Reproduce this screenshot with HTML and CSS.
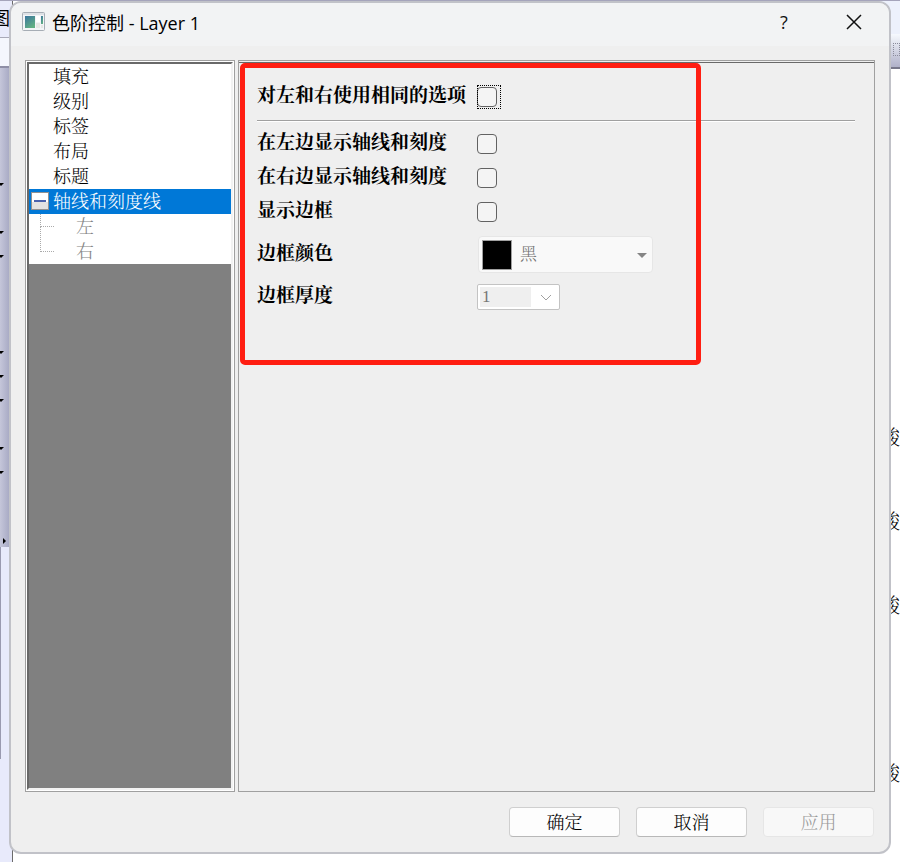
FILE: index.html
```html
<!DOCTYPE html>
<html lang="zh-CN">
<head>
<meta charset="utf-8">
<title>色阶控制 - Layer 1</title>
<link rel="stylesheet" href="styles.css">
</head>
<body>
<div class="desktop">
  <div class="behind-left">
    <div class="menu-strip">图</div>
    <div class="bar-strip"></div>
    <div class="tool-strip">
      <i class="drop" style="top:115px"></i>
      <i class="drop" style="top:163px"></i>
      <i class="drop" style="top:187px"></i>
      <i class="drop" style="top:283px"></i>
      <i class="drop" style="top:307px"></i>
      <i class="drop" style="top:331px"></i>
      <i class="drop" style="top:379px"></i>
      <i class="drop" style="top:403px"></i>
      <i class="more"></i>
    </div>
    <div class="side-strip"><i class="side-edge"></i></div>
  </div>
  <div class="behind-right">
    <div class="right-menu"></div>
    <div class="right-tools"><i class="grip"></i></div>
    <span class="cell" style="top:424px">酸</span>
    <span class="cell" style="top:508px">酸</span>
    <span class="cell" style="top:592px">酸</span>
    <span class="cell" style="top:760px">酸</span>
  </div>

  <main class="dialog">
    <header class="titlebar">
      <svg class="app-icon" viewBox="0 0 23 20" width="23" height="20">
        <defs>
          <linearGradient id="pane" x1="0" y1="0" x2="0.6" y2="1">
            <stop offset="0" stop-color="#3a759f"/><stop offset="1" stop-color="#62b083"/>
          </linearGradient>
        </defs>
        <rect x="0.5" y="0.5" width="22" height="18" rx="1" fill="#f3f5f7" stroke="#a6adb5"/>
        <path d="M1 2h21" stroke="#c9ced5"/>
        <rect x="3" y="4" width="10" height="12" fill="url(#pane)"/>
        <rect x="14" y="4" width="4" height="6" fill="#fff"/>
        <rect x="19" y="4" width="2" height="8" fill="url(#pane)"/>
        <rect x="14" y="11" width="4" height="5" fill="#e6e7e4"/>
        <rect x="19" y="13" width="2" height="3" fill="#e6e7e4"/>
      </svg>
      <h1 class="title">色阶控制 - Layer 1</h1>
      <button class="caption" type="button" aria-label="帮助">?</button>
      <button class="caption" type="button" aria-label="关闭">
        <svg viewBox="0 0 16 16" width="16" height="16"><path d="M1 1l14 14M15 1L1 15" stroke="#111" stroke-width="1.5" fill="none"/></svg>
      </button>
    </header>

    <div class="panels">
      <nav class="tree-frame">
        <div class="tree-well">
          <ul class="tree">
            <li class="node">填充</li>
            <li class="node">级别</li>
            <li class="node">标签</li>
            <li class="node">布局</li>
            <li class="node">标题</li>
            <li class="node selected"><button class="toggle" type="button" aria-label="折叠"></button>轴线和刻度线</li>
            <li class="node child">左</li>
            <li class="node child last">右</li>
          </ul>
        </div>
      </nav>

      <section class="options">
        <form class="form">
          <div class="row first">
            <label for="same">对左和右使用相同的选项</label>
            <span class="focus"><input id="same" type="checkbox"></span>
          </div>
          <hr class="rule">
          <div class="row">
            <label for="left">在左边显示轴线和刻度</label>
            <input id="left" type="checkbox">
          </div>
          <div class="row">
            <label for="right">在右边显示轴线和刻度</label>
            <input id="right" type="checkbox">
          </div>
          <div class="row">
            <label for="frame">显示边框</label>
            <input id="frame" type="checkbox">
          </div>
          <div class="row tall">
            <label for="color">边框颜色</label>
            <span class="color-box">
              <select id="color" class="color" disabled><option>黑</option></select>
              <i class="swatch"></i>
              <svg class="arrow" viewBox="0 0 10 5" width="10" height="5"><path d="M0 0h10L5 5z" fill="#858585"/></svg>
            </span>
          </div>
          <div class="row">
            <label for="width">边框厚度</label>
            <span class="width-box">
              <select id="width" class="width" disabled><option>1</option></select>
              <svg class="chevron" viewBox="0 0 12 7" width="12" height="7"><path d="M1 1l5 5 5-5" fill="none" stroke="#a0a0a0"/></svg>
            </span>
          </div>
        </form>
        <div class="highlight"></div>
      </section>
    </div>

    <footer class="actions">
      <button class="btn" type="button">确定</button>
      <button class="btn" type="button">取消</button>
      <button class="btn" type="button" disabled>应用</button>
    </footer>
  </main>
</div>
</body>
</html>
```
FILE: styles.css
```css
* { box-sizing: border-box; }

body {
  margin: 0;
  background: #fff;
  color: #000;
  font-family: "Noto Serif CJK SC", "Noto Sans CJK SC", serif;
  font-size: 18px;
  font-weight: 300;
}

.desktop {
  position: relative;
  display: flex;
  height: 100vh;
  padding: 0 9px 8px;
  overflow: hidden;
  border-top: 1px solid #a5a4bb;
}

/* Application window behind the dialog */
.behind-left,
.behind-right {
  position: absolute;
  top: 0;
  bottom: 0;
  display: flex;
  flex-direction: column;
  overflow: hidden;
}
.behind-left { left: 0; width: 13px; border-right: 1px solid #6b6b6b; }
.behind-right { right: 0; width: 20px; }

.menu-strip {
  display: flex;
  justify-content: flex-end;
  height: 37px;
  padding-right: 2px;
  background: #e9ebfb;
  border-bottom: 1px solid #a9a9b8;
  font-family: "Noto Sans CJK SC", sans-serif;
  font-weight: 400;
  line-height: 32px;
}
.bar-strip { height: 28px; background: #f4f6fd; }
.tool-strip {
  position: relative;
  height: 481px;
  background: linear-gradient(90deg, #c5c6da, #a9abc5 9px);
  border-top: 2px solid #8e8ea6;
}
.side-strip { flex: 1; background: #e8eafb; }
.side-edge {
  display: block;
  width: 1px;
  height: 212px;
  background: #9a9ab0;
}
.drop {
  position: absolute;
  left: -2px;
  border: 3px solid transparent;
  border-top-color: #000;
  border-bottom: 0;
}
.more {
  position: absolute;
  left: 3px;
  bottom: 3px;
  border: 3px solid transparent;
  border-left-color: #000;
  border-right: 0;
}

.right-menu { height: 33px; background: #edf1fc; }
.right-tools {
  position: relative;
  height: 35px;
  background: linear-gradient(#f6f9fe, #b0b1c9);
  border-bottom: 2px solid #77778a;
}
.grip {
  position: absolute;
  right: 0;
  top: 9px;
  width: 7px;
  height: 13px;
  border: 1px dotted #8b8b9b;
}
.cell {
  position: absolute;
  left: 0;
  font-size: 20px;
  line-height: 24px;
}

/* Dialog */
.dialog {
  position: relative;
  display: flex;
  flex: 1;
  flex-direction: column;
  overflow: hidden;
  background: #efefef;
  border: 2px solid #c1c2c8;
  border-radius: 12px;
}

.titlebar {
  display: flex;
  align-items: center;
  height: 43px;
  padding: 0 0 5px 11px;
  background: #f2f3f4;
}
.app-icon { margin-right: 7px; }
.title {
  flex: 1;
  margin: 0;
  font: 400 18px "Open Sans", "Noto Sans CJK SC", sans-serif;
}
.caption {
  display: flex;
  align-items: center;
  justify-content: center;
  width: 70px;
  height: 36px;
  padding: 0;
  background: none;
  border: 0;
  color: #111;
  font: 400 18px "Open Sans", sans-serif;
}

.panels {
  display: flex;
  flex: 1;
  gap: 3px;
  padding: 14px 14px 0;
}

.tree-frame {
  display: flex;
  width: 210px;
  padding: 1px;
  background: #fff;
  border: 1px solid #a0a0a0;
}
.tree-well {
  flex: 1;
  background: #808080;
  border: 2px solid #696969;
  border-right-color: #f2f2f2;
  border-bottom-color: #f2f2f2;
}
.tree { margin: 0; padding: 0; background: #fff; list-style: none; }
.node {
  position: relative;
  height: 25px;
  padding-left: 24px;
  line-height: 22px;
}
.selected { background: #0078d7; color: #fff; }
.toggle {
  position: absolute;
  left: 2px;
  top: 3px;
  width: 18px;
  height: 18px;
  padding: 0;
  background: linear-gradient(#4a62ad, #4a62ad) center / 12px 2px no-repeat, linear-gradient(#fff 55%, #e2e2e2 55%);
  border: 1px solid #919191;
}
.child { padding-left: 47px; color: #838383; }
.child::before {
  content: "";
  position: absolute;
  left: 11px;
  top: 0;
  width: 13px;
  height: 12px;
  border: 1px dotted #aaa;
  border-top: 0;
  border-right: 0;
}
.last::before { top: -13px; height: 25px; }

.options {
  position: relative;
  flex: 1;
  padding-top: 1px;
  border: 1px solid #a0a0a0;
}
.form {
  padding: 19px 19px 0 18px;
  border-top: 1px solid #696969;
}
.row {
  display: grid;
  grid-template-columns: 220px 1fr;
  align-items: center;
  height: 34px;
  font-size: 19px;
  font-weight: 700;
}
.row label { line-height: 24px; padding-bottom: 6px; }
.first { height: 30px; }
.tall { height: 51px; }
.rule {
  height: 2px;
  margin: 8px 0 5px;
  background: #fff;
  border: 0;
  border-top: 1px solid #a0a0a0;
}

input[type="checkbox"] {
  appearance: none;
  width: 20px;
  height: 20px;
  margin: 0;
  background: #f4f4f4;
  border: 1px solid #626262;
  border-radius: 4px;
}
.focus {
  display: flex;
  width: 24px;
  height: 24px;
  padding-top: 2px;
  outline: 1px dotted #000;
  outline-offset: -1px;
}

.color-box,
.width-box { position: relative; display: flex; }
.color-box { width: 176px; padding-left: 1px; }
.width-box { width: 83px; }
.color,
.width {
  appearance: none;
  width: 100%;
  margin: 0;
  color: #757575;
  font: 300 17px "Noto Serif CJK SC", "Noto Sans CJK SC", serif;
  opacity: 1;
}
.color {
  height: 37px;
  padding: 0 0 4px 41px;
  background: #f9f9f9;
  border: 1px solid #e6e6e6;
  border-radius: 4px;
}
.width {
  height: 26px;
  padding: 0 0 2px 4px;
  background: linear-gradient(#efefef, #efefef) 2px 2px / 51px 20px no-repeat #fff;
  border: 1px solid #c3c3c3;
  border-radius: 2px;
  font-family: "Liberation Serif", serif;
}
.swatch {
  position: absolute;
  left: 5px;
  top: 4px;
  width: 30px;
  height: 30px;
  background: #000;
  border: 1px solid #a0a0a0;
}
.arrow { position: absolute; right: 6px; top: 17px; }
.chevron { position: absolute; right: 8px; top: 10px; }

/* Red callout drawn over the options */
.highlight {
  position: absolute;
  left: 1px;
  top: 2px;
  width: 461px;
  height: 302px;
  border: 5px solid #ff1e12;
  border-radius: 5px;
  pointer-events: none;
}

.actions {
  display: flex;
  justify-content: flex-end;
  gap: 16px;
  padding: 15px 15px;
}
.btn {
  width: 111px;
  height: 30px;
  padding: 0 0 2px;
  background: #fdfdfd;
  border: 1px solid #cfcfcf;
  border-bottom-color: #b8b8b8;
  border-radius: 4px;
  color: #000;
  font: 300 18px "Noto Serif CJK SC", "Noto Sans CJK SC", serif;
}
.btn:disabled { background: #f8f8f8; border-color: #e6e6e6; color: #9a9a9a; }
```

------------------------------------

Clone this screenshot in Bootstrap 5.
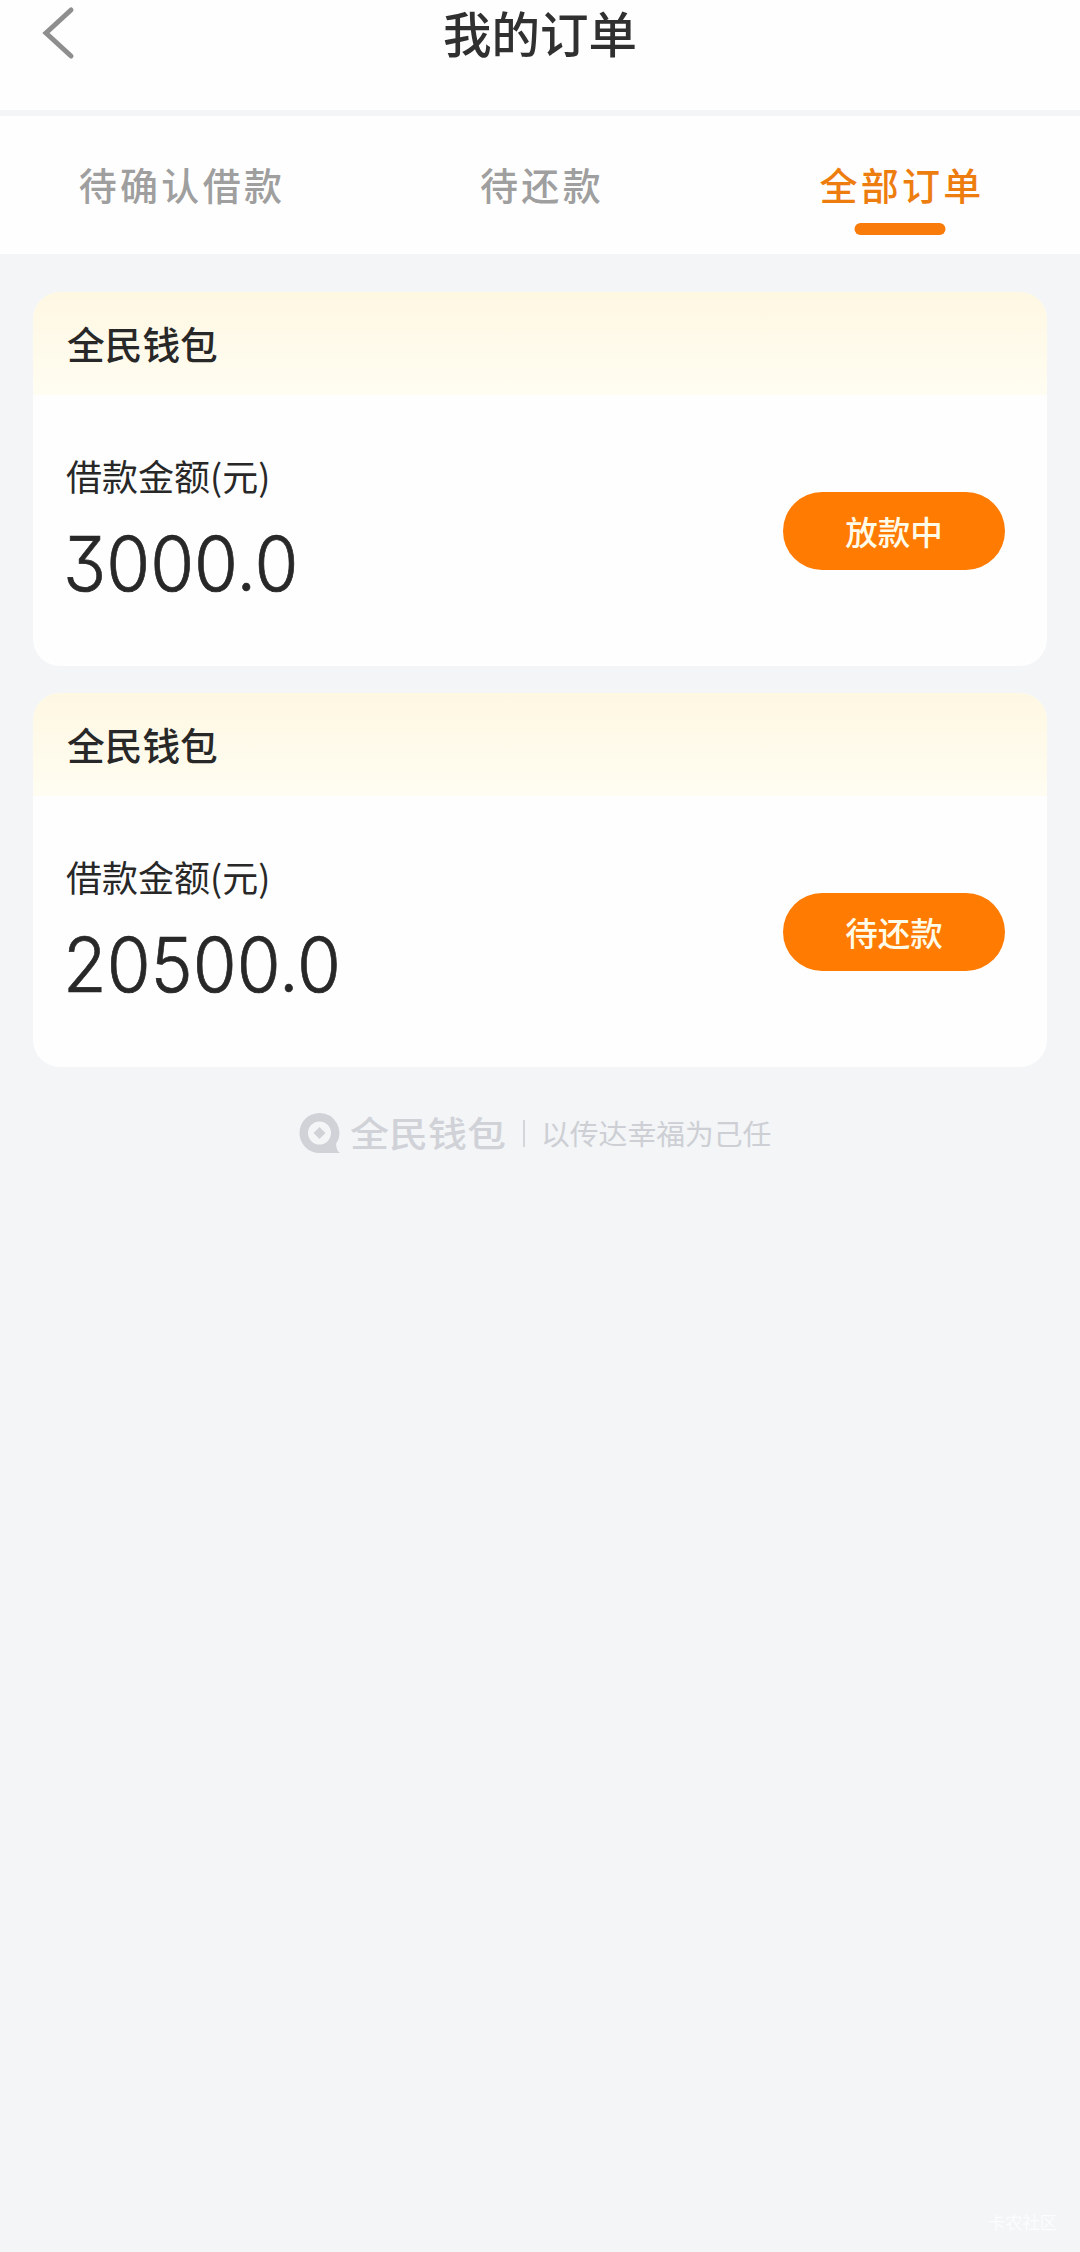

------------------------------------

● OBJECTIVE
Count how many lines contain "this" and give only that count.

● THE OUTPUT
2